Wednesday, October 11, 2017

A Treasure Trove Of Classical Music


There are more than one lakh records as well as 250 gramophones at the ‘Discs and Machines’ Sunny's Gramophone Museum and Records Archive at Plassanal, Kerala

Photos by Albin Mathew 

By Shevlin Sebastian

At the ‘Discs and Machines Sunny's Gramophone Museum and Records Archive' at Plassanal (74 kms from Kochi), the owner Sunny Mathew takes out a record from a sleeve. Then he takes a small piece of cotton, dips it in liquid paraffin, and rubs the grooves. Following that, he cranks up the spring of the gramophone and selects a steel needle. Thereafter he plays the record.

The English song, 'Holy City', sung by Leo Stormont can be heard:

'Last night I lay sleeping,
There came a dream so fair;
I stood in old Jerusalem,
Beside the Temple there'

In 1898, this song, by composer Stephen Adams, became one of the most popular religious songs in England. “This is the earliest record in my collection,” says Sunny.

At his air-conditioned museum, which had recently celebrated its second anniversary, there are more than one lakh records in many international and Indian languages: Italian, French, Spanish, Portuguese, as well as Tamil, Hindi, Gujarati, Bengali, Oriya, Bhojpuri, and Malayalam.

In Malayalam, the earliest song which I have, was recorded in 1911, and sung by a woman called TC Narayani Ammal,” says Sunny. There are also recordings by Nobel laureate Rabindranath Tagore, and leaders like Mahatma Gandhi, Jawaharlal Nehru and Subhash Chandra Bose.

Apart from this, he has a total of 250 gramophones, of all shapes and designs. For example, a suitcase model has a handle and can be carried from place to place. Picnic gramophones are small and designed to fold up into a compact box. Cabinet models are freestanding, like a piece of furniture.

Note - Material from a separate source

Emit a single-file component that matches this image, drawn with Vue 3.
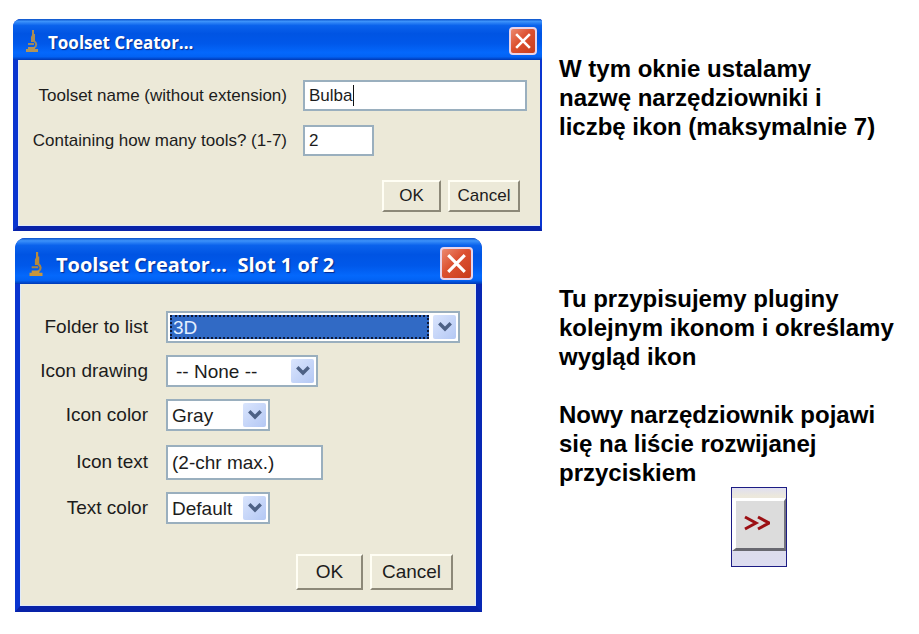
<template>
  <main class="page">
    <section class="dialog dialog-name">
      <header class="title-bar">
        <svg class="app-icon" viewBox="0 0 14 24" aria-hidden="true">
          <path d="M7 1h2v4h1v8H6V8l1-2z" fill="#a98d55" />
          <path d="M9 12c3 2 3 5 0 7M3 15h6" fill="none" stroke="#9a8a62" stroke-width="2" />
          <path d="M3 18h7v2h3v3H1v-3h2z" fill="#b29458" />
        </svg>
        <h1>Toolset Creator...</h1>
        <button class="close-btn" type="button" aria-label="Close">
          <svg viewBox="0 0 28 28"><path d="M6 6l16 16M22 6L6 22" /></svg>
        </button>
      </header>
      <form class="body" @submit.prevent>
        <div class="fields">
          <label for="toolset-name">Toolset name (without extension)</label>
          <div class="caret-field">
            <input id="toolset-name" v-model="toolsetName" type="text" />
            <span class="caret"></span>
          </div>
          <label for="tool-count">Containing how many tools? (1-7)</label>
          <input id="tool-count" v-model="toolCount" class="count" type="text" />
        </div>
        <div class="actions">
          <button class="btn ok" type="submit">OK</button>
          <button class="btn" type="button">Cancel</button>
        </div>
      </form>
    </section>

    <p class="note note-name">
      W tym oknie ustalamy<br />nazwę narzędziowniki i<br />liczbę ikon (maksymalnie 7)
    </p>

    <section class="dialog dialog-slot">
      <header class="title-bar">
        <svg class="app-icon" viewBox="0 0 14 24" aria-hidden="true">
          <path d="M7 1h2v4h1v8H6V8l1-2z" fill="#b88a3c" />
          <path d="M9 12c3 2 3 5 0 7M3 15h6" fill="none" stroke="#a98543" stroke-width="2" />
          <path d="M3 18h7v2h3v3H1v-3h2z" fill="#c8963c" />
        </svg>
        <h1>Toolset Creator...&nbsp; Slot 1 of 2</h1>
        <button class="close-btn" type="button" aria-label="Close">
          <svg viewBox="0 0 28 28"><path d="M6 6l16 16M22 6L6 22" /></svg>
        </button>
      </header>
      <form class="body" @submit.prevent>
        <div class="fields">
          <template v-for="field in fields" :key="field.id">
            <label :for="field.id">{{ field.label }}</label>
            <div v-if="field.options" class="combo" :class="field.id">
              <select :id="field.id" v-model="field.value">
                <option v-for="option in field.options" :key="option">{{ option }}</option>
              </select>
              <span class="arrow">
                <svg viewBox="0 0 14 10"><path d="M2 2l5 5 5-5" /></svg>
              </span>
            </div>
            <input v-else :id="field.id" v-model="field.value" :class="field.id" type="text" />
          </template>
        </div>
        <div class="actions">
          <button class="btn ok" type="submit">OK</button>
          <button class="btn" type="button">Cancel</button>
        </div>
      </form>
    </section>

    <div class="note note-slot">
      <p>Tu przypisujemy pluginy<br />kolejnym ikonom i określamy<br />wygląd ikon</p>
      <p>Nowy narzędziownik pojawi<br />się na liście rozwijanej<br />przyciskiem</p>
      <div class="switcher">
        <button type="button" aria-label="More tools">
          <svg viewBox="0 0 26 16"><path d="M1 2l11 6-11 6M14 2l11 6-11 6" /></svg>
        </button>
      </div>
    </div>
  </main>
</template>

<script setup>
import { ref } from "vue";

const toolsetName = ref("Bulba");
const toolCount = ref("2");

const fields = ref([
  { id: "folder", label: "Folder to list", value: "3D", options: ["3D"] },
  { id: "drawing", label: "Icon drawing", value: "-- None --", options: ["-- None --"] },
  { id: "icon-color", label: "Icon color", value: "Gray", options: ["Gray"] },
  { id: "icon-text", label: "Icon text", value: "(2-chr max.)" },
  { id: "text-color", label: "Text color", value: "Default", options: ["Default"] },
]);
</script>

<style>
body {
  margin: 0;
  background: #fff;
}
</style>

<style scoped>
* {
  box-sizing: border-box;
}
.page {
  display: grid;
  grid-template-columns: minmax(500px, 1fr) 343px;
  gap: 7px 17px;
  padding: 19px 17px 22px 13px;
  font-family: "Liberation Sans", Arial, sans-serif;
  color: #1c1c1c;
}
.dialog {
  display: flex;
  flex-direction: column;
  border-style: solid;
  border-color: #0a35d0;
  background: #0a35d0;
}
.dialog-name {
  border-width: 0 2px 5px 5px;
  border-bottom-color: #0822a8;
  border-radius: 8px 3px 0 0;
  font-size: 17px;
}
.dialog-slot {
  margin: 0 60px 0 2px;
  border-width: 0 6px 6px 5px;
  border-right-color: #0828b4;
  border-bottom-color: #0822a8;
  border-radius: 10px 10px 0 0;
  font-size: 19px;
}
.title-bar {
  display: flex;
  align-items: center;
  height: 41px;
  margin: 0 -2px 0 -5px;
  padding: 3px 5px 0 12px;
  border-radius: 8px 3px 0 0;
  background: linear-gradient(#0a50c8 0, #3c92fa 6%, #0a62ec 16%, #0054e3 36%, #0058ea 60%, #0468fc 82%, #0262f4 92%, #0038b4 100%);
}
.dialog-slot .title-bar {
  height: 46px;
  margin: 0 -6px 0 -5px;
  padding: 5px 9px 0 13px;
  border-radius: 10px 10px 0 0;
}
.app-icon {
  width: 14px;
  height: 24px;
  margin-right: 9px;
}
.dialog-slot .app-icon {
  width: 16px;
  height: 26px;
  margin-right: 12px;
}
h1 {
  flex: 1;
  margin: 0;
  padding-top: 3px;
  color: #fff;
  font-family: "Open Sans", "Noto Sans", sans-serif;
  font-size: 17px;
  font-weight: 700;
  line-height: 24px;
  white-space: nowrap;
  text-shadow: 1px 1px 1px #062a8c;
}
.dialog-slot h1 {
  font-size: 20px;
}
.close-btn {
  display: flex;
  width: 28px;
  height: 28px;
  padding: 0;
  border: 2px solid #e8d4ea;
  border-radius: 4px;
  background: linear-gradient(135deg, #ec8a70, #dc5030 45%, #c83c1c);
}
.dialog-slot .close-btn {
  width: 33px;
  height: 33px;
}
.close-btn svg {
  width: 100%;
  fill: none;
  stroke: #fff;
  stroke-width: 3;
}
.body {
  padding: 20px 13px 13px 0;
  border: solid #dfeafb;
  border-width: 0 0 1px 1px;
  background: #ece9d8;
}
.dialog-slot .body {
  padding: 27px 15px 15px 0;
  border-right-width: 1px;
}
.fields {
  display: grid;
  grid-template-columns: 268px 1fr;
  gap: 14px 16px;
  align-items: center;
}
.dialog-slot .fields {
  grid-template-columns: 127px 1fr;
  gap: 12px 18px;
}
label {
  text-align: right;
  white-space: nowrap;
}
input,
.combo {
  border: 2px solid #9aafbe;
  background: #fff;
}
input {
  width: 100%;
  height: 31px;
  padding: 0 4px;
  border-radius: 0;
  color: inherit;
  font: inherit;
  outline: none;
}
.count {
  width: 71px;
}
.icon-text {
  width: 157px;
  height: 35px;
  margin-top: 2px;
}
.caret-field {
  position: relative;
}
.caret {
  position: absolute;
  top: 5px;
  left: 50px;
  width: 1px;
  height: 21px;
  background: #111;
}
.combo {
  display: flex;
  gap: 2px;
  height: 32px;
  padding: 2px;
}
.drawing {
  width: 152px;
}
.icon-color,
.text-color {
  width: 104px;
}
select {
  flex: 1;
  min-width: 0;
  padding: 0 2px;
  border: 0;
  border-radius: 0;
  background: transparent;
  color: inherit;
  font: inherit;
  appearance: none;
  outline: none;
}
.drawing select {
  padding-left: 6px;
}
.folder select {
  margin-right: 2px;
  padding: 0 1px;
  border: 2px dotted #0c1838;
  background: #316ac5;
  color: #e4efff;
}
.arrow {
  display: flex;
  align-items: center;
  justify-content: center;
  width: 23px;
  border-radius: 2px;
  background: linear-gradient(135deg, #dae5fd, #b4c8f4);
}
.arrow svg {
  width: 16px;
  fill: none;
  stroke: #4d6185;
  stroke-width: 3;
}
.actions {
  display: flex;
  justify-content: flex-end;
  gap: 7px;
  margin: 24px 7px 0 0;
}
.dialog-slot .actions {
  margin-top: 30px;
}
.btn {
  width: 72px;
  height: 32px;
  padding: 0;
  border: 2px solid;
  border-color: #fffef4 #8c8878 #8c8878 #fffef4;
  background: #ece9d8;
  color: inherit;
  font: inherit;
}
.ok {
  width: 59px;
}
.dialog-slot .btn {
  width: 83px;
  height: 36px;
}
.dialog-slot .ok {
  width: 67px;
}
.note {
  margin: 0;
  color: #000;
  font-size: 24px;
  font-weight: 700;
  line-height: 29px;
  white-space: nowrap;
}
.note-name {
  padding-top: 35px;
}
.note-slot {
  padding-top: 46px;
}
.note-slot p {
  margin: 0 0 29px;
}
.note-slot p + p {
  margin: 0;
}
.switcher {
  width: 56px;
  height: 80px;
  margin-left: 50%;
  padding-top: 10px;
  border: 1px solid #1c1c84;
  background: linear-gradient(#e0dff0 0, #ece8dc 8px, #ece8dc 12px, #dcdcec 60px, #dcdcf0 100%);
}
.switcher button {
  display: flex;
  align-items: center;
  width: 100%;
  height: 53px;
  padding: 0 8px 4px;
  border: solid;
  border-color: #fff #74747e #686870 #fff;
  border-width: 3px 2px 3px 4px;
  background: #dcdcdc;
}
.switcher svg {
  width: 26px;
  fill: none;
  stroke: #9c1014;
  stroke-width: 3;
}
</style>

This fascination for gramophones and records began in his childhood. At his home, his father had a HMV gramophone. “The sound of the songs was a wonder to me,” he says. “In fact, the Hindi songs that I heard at that time, by singers like KL Saigal, Shamshad Begum, Noor Jehan, Pankaj Mallik and C Ramchandra remain my favourites,” he says.

Asked how he began his collection, Sunny says, “By accident. One day, in the 1980s, while travelling in Madurai, I came across a 1930s Floral horn type gramophone, along with some records.” Once he began listening to music on this machine, Sunny got hooked. “Thereafter, there was no looking back,” says Sunny, who retired as Divisional Manager, Kerala Forest Development Corporation in 2012.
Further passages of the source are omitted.